What are you hoping to learn from The Seekers appearing in BAPF 2019?

Recently I saw a pie chart that showed that there are just so many things we don’t know that we don’t know. So the festival for me is finding out what those things I don’t yet know are.

 

What do you want audiences to take away from your work?

That not fully understanding a person is not a bad thing. That we should respect the mystery we hold in each other. Another thing is that we are a result of mass human migration and we will continue to migrate. The sooner we accept that, the better. This “securing of borders” business (which is happening on all continents) is quite nonsensical.

 

Which other #BAPF2019 play are you most excited to see? And why?

All of them! They all sound so different and intriguing.

 

Which of your plays would you most like to revisit?

‘Dahlia.’

 

What themes or ideas do you like to engage with?

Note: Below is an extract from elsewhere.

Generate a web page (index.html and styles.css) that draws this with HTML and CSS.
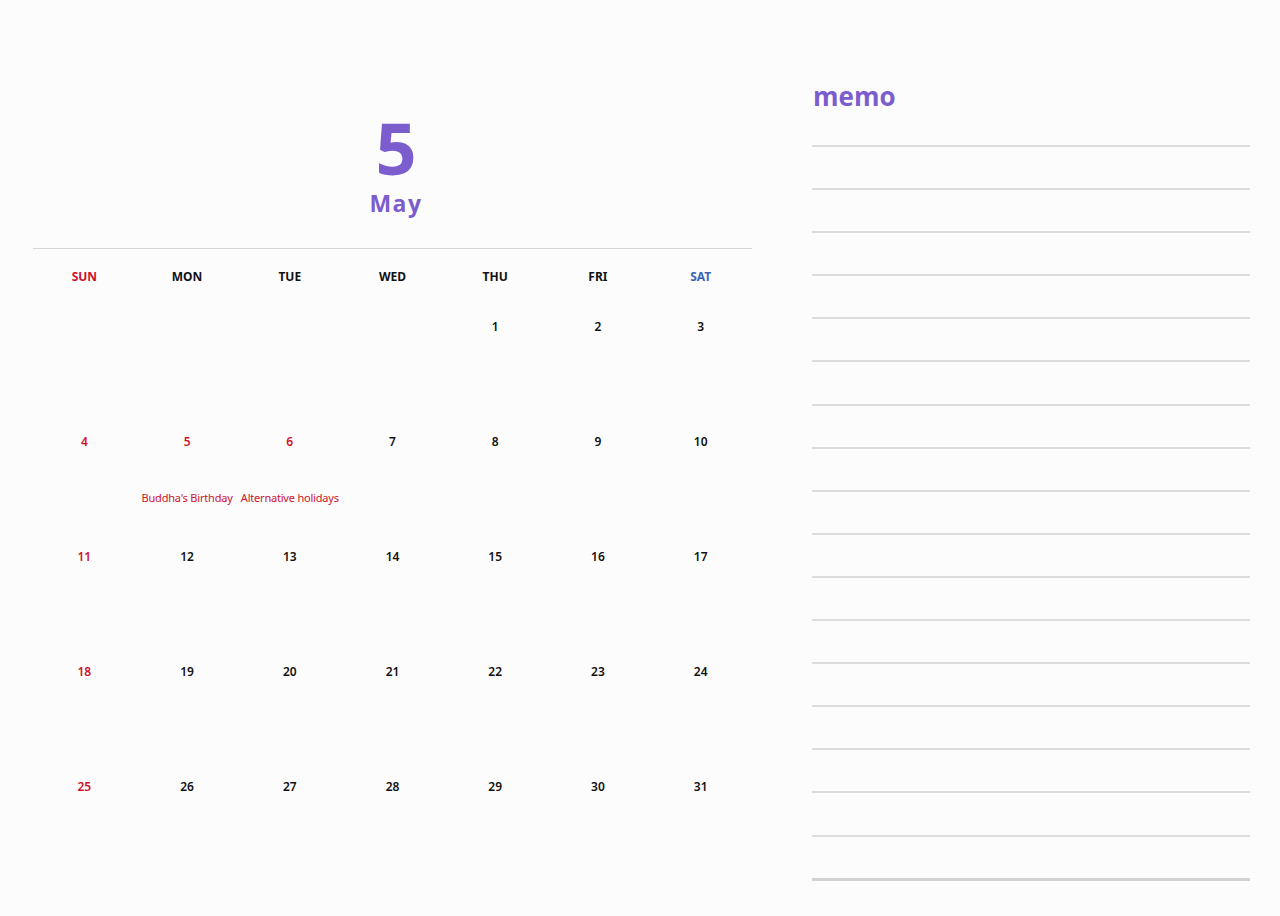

Because of my transnational life experience, I like to engage with big, global themes. At the same time, I also love to engage with cultures that I do not hail from. Female writers, throughout history, have been pressured to write from their own experience. They weren’t allowed to take on a variety of stories and identities that male writers were. So it’s important to me, as a female identifying writer of color, that I write characters who don’t personally look or think like me. Of course, that comes with a huge responsibility; every material I handle, I try to give it the fullest human dimensions.

 

What’s a favorite memory of your time in theater?

In my first elementary school show, I played a lime green octopus that rapped about the ocean. The tentacles were the bomb.

 

What’s next?

I’m working on a new play set in Northern California and I’m hoping to finish the first draft before the end of the year. I was also selected as the Playwriting Fellow at New York Theatre Workshop for this coming season so I’m excited to continue my work there.